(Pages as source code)
· · ·

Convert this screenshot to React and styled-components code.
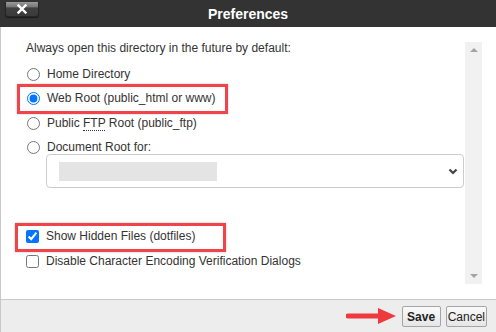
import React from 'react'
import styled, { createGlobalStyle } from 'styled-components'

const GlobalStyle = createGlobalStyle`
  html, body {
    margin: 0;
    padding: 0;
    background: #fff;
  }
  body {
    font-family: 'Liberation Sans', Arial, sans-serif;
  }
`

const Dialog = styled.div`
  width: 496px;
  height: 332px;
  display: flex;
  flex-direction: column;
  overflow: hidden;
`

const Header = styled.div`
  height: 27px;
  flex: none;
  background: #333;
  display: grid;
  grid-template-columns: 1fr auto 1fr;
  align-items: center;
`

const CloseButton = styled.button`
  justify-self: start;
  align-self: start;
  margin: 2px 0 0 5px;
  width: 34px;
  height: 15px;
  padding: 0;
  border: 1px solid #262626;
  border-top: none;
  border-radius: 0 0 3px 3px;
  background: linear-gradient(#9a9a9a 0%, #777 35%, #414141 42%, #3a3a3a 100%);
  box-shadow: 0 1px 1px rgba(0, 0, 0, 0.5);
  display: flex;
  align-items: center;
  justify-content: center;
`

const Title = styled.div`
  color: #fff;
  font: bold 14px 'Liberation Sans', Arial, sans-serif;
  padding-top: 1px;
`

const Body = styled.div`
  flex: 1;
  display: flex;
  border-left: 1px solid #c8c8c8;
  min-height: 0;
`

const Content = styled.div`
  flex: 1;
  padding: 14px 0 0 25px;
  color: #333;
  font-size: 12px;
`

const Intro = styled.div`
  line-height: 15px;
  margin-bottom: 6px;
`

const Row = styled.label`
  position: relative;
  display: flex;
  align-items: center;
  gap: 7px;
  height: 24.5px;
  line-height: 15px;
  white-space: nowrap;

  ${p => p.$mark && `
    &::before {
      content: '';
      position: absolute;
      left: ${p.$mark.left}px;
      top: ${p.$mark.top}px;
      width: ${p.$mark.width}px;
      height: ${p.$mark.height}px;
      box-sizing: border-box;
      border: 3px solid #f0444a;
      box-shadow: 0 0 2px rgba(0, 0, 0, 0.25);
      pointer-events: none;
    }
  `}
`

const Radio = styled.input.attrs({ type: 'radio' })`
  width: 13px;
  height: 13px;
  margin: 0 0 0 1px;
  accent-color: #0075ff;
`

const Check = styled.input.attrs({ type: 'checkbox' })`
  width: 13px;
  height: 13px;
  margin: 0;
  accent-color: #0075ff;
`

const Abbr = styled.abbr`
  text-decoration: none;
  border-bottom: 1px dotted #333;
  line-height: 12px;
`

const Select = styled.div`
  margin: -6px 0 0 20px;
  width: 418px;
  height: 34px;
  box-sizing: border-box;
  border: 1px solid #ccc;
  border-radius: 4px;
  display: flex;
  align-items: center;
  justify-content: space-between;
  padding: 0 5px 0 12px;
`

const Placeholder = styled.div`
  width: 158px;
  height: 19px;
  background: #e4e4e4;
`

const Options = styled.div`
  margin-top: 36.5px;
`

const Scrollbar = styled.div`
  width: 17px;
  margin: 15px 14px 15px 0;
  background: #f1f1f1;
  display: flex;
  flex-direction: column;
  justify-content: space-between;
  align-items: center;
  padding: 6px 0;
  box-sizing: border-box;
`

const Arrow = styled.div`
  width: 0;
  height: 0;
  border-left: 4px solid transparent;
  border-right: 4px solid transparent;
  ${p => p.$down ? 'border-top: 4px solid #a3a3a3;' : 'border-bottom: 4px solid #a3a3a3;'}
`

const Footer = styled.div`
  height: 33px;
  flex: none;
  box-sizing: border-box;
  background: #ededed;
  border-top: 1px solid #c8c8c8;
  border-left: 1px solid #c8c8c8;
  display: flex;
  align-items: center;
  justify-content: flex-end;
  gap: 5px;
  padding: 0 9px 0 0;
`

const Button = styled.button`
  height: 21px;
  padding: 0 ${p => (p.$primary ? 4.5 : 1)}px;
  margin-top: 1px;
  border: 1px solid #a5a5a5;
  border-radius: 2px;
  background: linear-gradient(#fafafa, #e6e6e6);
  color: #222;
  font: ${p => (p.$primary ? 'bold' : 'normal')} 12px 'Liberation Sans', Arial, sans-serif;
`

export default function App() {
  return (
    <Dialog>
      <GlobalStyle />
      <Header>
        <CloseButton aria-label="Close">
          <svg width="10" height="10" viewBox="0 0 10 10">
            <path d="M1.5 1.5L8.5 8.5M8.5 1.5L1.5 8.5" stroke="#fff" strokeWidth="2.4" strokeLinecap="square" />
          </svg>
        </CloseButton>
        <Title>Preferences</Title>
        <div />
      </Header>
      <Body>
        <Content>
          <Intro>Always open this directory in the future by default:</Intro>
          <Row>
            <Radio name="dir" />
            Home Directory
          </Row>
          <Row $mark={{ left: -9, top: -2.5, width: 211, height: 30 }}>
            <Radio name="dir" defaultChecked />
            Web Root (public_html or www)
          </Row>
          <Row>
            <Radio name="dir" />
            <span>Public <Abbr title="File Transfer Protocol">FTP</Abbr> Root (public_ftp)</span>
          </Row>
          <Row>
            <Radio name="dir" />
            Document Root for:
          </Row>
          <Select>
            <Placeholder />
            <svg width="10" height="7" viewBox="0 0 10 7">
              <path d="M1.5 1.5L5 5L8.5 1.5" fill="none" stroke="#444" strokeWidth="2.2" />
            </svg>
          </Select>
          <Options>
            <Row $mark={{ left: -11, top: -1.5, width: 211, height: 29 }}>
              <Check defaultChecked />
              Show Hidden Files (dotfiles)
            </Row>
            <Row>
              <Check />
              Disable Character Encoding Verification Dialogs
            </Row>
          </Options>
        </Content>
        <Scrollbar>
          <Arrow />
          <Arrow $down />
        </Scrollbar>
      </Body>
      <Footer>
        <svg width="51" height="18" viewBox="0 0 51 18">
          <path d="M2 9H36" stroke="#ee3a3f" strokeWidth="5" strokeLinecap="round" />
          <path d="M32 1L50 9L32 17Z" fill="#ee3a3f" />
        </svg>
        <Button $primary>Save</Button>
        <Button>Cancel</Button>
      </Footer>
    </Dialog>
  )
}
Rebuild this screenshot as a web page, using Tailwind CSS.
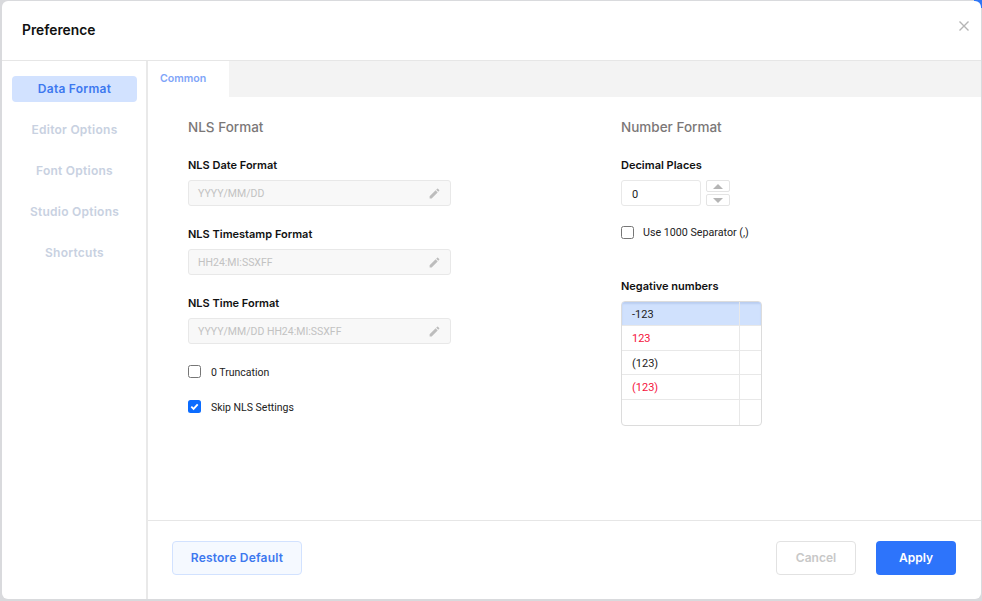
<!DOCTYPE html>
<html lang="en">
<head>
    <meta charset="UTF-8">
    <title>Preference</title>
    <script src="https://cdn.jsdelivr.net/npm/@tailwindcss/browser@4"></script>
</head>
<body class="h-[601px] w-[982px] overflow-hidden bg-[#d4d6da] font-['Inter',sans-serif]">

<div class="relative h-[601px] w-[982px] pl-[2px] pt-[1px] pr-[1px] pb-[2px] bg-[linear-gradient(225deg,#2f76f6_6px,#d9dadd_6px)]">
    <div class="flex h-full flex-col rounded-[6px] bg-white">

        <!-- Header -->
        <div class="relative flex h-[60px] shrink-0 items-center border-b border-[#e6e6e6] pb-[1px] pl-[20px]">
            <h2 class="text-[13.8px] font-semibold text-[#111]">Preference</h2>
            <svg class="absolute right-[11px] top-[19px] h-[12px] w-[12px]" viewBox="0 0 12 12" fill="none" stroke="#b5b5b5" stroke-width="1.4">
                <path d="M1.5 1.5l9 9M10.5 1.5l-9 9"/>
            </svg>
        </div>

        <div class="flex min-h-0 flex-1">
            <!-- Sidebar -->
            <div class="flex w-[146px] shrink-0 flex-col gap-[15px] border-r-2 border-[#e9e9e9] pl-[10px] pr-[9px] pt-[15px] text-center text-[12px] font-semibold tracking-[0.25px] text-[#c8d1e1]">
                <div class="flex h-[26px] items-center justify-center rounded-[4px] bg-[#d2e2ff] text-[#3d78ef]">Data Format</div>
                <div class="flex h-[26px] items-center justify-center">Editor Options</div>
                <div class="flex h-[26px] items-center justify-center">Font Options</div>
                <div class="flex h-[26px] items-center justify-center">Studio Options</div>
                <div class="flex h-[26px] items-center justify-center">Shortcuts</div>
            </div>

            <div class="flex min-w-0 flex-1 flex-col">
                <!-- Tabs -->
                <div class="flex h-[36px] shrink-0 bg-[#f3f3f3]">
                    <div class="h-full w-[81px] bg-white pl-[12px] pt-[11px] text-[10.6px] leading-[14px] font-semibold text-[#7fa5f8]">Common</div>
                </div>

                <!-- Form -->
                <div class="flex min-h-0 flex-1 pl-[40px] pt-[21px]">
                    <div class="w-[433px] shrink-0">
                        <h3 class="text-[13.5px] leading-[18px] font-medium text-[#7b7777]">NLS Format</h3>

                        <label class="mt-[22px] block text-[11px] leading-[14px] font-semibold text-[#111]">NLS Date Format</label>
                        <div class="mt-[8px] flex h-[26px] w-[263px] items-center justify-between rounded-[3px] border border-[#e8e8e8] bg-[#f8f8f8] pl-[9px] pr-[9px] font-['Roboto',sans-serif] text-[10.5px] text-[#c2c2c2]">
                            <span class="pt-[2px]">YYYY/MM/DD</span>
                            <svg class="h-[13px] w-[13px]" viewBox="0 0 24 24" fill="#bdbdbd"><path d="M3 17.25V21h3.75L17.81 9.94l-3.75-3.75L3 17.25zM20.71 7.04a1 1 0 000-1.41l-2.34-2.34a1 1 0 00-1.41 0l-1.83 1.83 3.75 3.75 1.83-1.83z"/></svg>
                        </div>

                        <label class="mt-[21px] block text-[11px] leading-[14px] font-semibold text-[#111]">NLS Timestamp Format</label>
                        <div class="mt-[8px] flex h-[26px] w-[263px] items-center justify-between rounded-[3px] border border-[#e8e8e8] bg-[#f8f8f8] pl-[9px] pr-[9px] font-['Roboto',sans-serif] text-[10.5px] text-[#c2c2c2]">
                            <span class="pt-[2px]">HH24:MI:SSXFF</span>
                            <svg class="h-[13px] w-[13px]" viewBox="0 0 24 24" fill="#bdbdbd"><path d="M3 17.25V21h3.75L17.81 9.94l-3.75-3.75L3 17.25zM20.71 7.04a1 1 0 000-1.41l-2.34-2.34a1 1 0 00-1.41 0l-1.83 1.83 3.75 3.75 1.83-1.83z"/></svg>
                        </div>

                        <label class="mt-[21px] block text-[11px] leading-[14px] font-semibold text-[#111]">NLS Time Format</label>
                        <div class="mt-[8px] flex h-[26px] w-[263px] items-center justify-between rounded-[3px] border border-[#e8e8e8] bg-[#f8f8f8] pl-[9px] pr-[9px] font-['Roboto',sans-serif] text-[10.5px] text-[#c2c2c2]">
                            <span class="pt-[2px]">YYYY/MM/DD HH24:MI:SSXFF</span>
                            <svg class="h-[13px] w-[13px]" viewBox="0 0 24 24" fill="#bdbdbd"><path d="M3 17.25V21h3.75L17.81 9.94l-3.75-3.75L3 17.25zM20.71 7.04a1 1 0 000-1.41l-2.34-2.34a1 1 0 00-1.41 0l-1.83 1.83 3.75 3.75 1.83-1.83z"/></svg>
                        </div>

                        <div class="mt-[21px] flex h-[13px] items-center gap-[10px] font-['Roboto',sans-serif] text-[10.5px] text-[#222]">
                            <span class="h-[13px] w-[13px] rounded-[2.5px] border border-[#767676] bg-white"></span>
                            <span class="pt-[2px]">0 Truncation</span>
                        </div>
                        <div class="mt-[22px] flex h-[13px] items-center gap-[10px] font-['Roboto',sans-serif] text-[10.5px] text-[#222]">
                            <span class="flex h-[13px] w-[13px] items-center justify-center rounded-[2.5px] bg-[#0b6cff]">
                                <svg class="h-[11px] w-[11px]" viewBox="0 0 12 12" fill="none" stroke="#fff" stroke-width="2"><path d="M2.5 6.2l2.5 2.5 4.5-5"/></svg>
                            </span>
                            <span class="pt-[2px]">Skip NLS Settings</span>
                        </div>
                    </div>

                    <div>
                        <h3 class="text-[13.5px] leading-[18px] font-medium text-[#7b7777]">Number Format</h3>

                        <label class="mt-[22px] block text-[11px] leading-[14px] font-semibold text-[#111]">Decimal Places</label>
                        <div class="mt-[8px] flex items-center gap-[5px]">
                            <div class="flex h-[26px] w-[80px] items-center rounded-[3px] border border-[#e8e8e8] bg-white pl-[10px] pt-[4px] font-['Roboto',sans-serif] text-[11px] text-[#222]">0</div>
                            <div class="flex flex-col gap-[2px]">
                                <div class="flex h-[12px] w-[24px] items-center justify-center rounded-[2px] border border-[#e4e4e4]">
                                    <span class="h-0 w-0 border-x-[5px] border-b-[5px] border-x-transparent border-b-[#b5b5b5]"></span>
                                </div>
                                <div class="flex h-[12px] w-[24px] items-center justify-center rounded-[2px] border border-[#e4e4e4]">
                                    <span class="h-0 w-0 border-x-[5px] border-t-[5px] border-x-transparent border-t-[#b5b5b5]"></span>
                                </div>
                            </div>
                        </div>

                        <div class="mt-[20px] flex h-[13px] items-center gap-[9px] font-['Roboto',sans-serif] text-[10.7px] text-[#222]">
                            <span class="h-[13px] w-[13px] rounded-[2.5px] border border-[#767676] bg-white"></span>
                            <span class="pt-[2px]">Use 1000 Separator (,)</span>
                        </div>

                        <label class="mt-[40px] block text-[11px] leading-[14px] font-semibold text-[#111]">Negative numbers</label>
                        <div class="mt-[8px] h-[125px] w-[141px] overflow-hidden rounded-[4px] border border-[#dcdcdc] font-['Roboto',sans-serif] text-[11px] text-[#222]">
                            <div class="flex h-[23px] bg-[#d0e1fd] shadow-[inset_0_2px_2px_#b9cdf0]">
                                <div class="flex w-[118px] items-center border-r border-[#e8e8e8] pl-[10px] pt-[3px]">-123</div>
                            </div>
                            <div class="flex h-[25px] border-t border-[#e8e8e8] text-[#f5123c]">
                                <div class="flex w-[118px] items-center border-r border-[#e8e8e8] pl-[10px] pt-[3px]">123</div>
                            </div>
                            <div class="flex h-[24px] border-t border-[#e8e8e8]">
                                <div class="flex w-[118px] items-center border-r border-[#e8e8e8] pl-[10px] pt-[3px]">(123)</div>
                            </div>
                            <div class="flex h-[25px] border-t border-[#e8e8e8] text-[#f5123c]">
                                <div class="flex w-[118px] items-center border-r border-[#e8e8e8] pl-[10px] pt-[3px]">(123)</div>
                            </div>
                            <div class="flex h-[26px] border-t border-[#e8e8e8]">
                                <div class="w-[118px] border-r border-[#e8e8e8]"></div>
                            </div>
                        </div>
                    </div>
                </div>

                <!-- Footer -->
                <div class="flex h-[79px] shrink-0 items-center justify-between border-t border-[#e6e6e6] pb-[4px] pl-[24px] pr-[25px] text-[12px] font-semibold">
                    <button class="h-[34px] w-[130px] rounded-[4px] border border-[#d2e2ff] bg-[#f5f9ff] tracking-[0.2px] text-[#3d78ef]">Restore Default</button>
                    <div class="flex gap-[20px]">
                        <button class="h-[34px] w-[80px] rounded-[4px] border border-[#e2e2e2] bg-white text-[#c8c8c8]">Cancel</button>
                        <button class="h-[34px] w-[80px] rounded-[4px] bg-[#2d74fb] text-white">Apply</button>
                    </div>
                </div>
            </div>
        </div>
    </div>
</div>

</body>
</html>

· · ·

*AIM*
Report the number of lines above that contain the word "components", and only that number.

*OUTPUT OF THE EXERCISE*
2